DATA EXCERPT:

[start]

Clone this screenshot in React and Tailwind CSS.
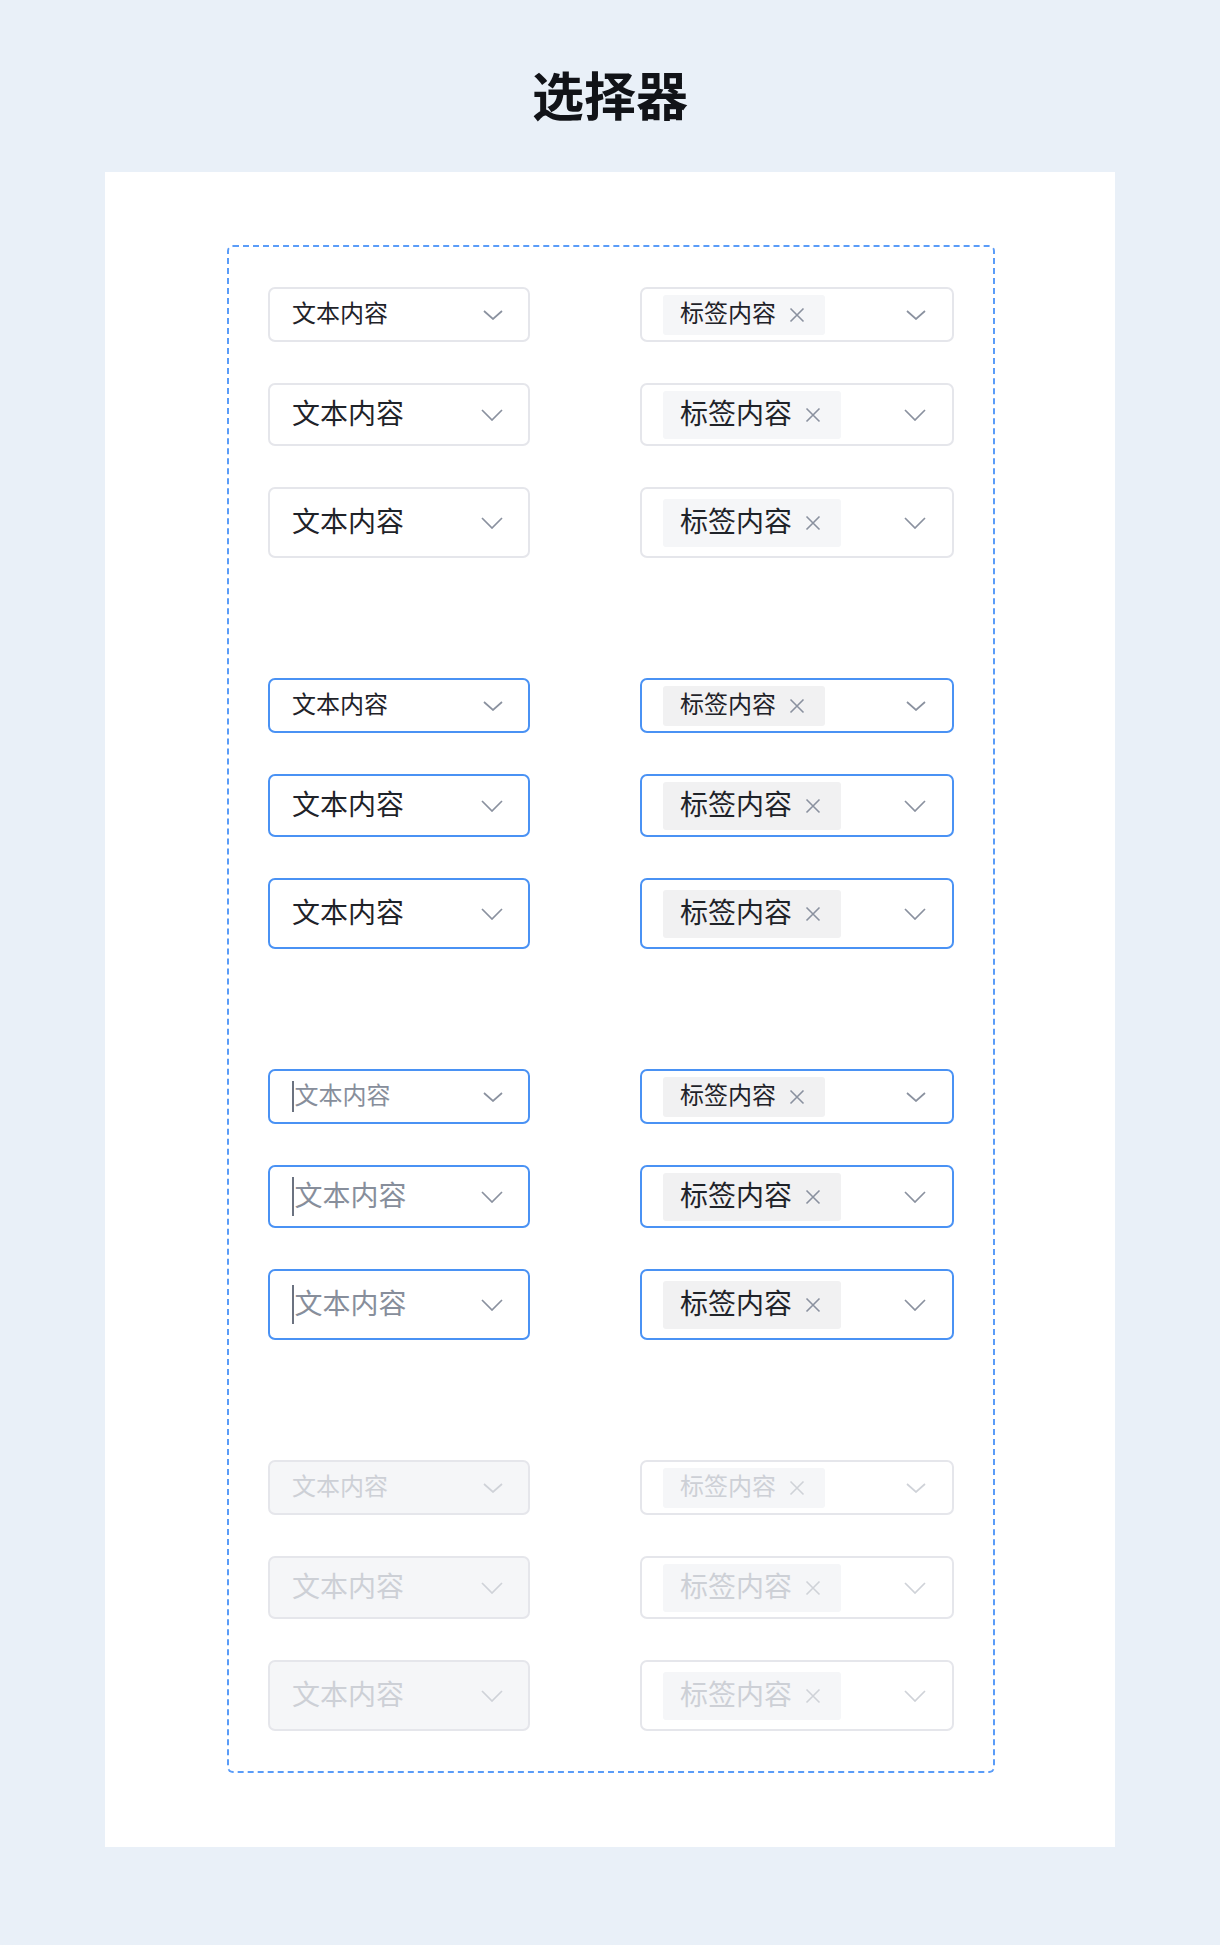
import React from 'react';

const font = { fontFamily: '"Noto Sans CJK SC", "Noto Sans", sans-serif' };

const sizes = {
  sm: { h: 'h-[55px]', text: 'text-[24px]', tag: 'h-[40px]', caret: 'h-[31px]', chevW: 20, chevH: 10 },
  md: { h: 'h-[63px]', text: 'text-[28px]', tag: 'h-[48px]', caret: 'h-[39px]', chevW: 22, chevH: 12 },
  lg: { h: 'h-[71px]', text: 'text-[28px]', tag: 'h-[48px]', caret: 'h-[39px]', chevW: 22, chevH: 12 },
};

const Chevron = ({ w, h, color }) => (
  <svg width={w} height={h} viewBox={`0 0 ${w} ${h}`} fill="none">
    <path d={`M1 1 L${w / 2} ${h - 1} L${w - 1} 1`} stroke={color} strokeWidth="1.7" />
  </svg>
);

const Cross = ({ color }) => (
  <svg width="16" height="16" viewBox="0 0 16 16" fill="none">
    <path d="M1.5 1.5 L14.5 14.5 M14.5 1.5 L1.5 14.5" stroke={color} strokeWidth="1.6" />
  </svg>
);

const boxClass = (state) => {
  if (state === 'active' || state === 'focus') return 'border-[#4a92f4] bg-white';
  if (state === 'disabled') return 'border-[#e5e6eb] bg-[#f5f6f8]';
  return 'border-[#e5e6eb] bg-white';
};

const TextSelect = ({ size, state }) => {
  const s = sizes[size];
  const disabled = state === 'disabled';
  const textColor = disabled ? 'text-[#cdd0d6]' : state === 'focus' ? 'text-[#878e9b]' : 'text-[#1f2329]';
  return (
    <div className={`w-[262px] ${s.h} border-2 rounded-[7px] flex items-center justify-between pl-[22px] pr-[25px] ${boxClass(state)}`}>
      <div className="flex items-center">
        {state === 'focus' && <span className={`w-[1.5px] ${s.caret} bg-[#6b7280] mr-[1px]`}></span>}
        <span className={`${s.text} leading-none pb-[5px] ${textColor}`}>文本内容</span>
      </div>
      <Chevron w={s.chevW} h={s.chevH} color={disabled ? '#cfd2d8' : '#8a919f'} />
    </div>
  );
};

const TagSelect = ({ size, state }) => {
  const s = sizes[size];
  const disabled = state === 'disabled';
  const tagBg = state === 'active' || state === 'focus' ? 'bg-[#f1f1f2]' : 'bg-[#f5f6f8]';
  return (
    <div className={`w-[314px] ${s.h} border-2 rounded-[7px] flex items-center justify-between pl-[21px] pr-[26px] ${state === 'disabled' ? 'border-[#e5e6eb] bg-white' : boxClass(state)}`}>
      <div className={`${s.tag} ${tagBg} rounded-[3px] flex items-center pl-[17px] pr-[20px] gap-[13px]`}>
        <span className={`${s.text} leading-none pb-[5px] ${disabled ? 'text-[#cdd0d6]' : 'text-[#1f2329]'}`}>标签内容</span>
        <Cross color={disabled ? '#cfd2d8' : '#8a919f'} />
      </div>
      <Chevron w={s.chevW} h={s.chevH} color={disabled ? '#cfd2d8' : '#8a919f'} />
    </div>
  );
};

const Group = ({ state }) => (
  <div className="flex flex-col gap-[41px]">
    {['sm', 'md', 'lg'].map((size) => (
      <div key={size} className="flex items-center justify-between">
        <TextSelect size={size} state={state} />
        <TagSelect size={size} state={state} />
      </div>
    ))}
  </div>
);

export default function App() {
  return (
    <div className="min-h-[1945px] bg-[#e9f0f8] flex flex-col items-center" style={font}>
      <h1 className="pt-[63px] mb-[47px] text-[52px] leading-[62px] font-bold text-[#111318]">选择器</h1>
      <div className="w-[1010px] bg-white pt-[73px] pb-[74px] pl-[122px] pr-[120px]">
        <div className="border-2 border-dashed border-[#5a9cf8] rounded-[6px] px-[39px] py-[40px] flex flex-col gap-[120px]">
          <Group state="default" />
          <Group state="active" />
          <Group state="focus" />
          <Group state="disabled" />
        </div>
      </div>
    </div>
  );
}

[end]

BRIEF: Return to the listing above and set it down exactly, leaving out its pictures.

SOLUTION:
Clone this screenshot in React and Tailwind CSS.
import React from 'react';

const font = { fontFamily: '"Noto Sans CJK SC", "Noto Sans", sans-serif' };

const sizes = {
  sm: { h: 'h-[55px]', text: 'text-[24px]', tag: 'h-[40px]', caret: 'h-[31px]', chevW: 20, chevH: 10 },
  md: { h: 'h-[63px]', text: 'text-[28px]', tag: 'h-[48px]', caret: 'h-[39px]', chevW: 22, chevH: 12 },
  lg: { h: 'h-[71px]', text: 'text-[28px]', tag: 'h-[48px]', caret: 'h-[39px]', chevW: 22, chevH: 12 },
};

const Chevron = ({ w, h, color }) => (
  <svg width={w} height={h} viewBox={`0 0 ${w} ${h}`} fill="none">
    <path d={`M1 1 L${w / 2} ${h - 1} L${w - 1} 1`} stroke={color} strokeWidth="1.7" />
  </svg>
);

const Cross = ({ color }) => (
  <svg width="16" height="16" viewBox="0 0 16 16" fill="none">
    <path d="M1.5 1.5 L14.5 14.5 M14.5 1.5 L1.5 14.5" stroke={color} strokeWidth="1.6" />
  </svg>
);

const boxClass = (state) => {
  if (state === 'active' || state === 'focus') return 'border-[#4a92f4] bg-white';
  if (state === 'disabled') return 'border-[#e5e6eb] bg-[#f5f6f8]';
  return 'border-[#e5e6eb] bg-white';
};

const TextSelect = ({ size, state }) => {
  const s = sizes[size];
  const disabled = state === 'disabled';
  const textColor = disabled ? 'text-[#cdd0d6]' : state === 'focus' ? 'text-[#878e9b]' : 'text-[#1f2329]';
  return (
    <div className={`w-[262px] ${s.h} border-2 rounded-[7px] flex items-center justify-between pl-[22px] pr-[25px] ${boxClass(state)}`}>
      <div className="flex items-center">
        {state === 'focus' && <span className={`w-[1.5px] ${s.caret} bg-[#6b7280] mr-[1px]`}></span>}
        <span className={`${s.text} leading-none pb-[5px] ${textColor}`}>文本内容</span>
      </div>
      <Chevron w={s.chevW} h={s.chevH} color={disabled ? '#cfd2d8' : '#8a919f'} />
    </div>
  );
};

const TagSelect = ({ size, state }) => {
  const s = sizes[size];
  const disabled = state === 'disabled';
  const tagBg = state === 'active' || state === 'focus' ? 'bg-[#f1f1f2]' : 'bg-[#f5f6f8]';
  return (
    <div className={`w-[314px] ${s.h} border-2 rounded-[7px] flex items-center justify-between pl-[21px] pr-[26px] ${state === 'disabled' ? 'border-[#e5e6eb] bg-white' : boxClass(state)}`}>
      <div className={`${s.tag} ${tagBg} rounded-[3px] flex items-center pl-[17px] pr-[20px] gap-[13px]`}>
        <span className={`${s.text} leading-none pb-[5px] ${disabled ? 'text-[#cdd0d6]' : 'text-[#1f2329]'}`}>标签内容</span>
        <Cross color={disabled ? '#cfd2d8' : '#8a919f'} />
      </div>
      <Chevron w={s.chevW} h={s.chevH} color={disabled ? '#cfd2d8' : '#8a919f'} />
    </div>
  );
};

const Group = ({ state }) => (
  <div className="flex flex-col gap-[41px]">
    {['sm', 'md', 'lg'].map((size) => (
      <div key={size} className="flex items-center justify-between">
        <TextSelect size={size} state={state} />
        <TagSelect size={size} state={state} />
      </div>
    ))}
  </div>
);

export default function App() {
  return (
    <div className="min-h-[1945px] bg-[#e9f0f8] flex flex-col items-center" style={font}>
      <h1 className="pt-[63px] mb-[47px] text-[52px] leading-[62px] font-bold text-[#111318]">选择器</h1>
      <div className="w-[1010px] bg-white pt-[73px] pb-[74px] pl-[122px] pr-[120px]">
        <div className="border-2 border-dashed border-[#5a9cf8] rounded-[6px] px-[39px] py-[40px] flex flex-col gap-[120px]">
          <Group state="default" />
          <Group state="active" />
          <Group state="focus" />
          <Group state="disabled" />
        </div>
      </div>
    </div>
  );
}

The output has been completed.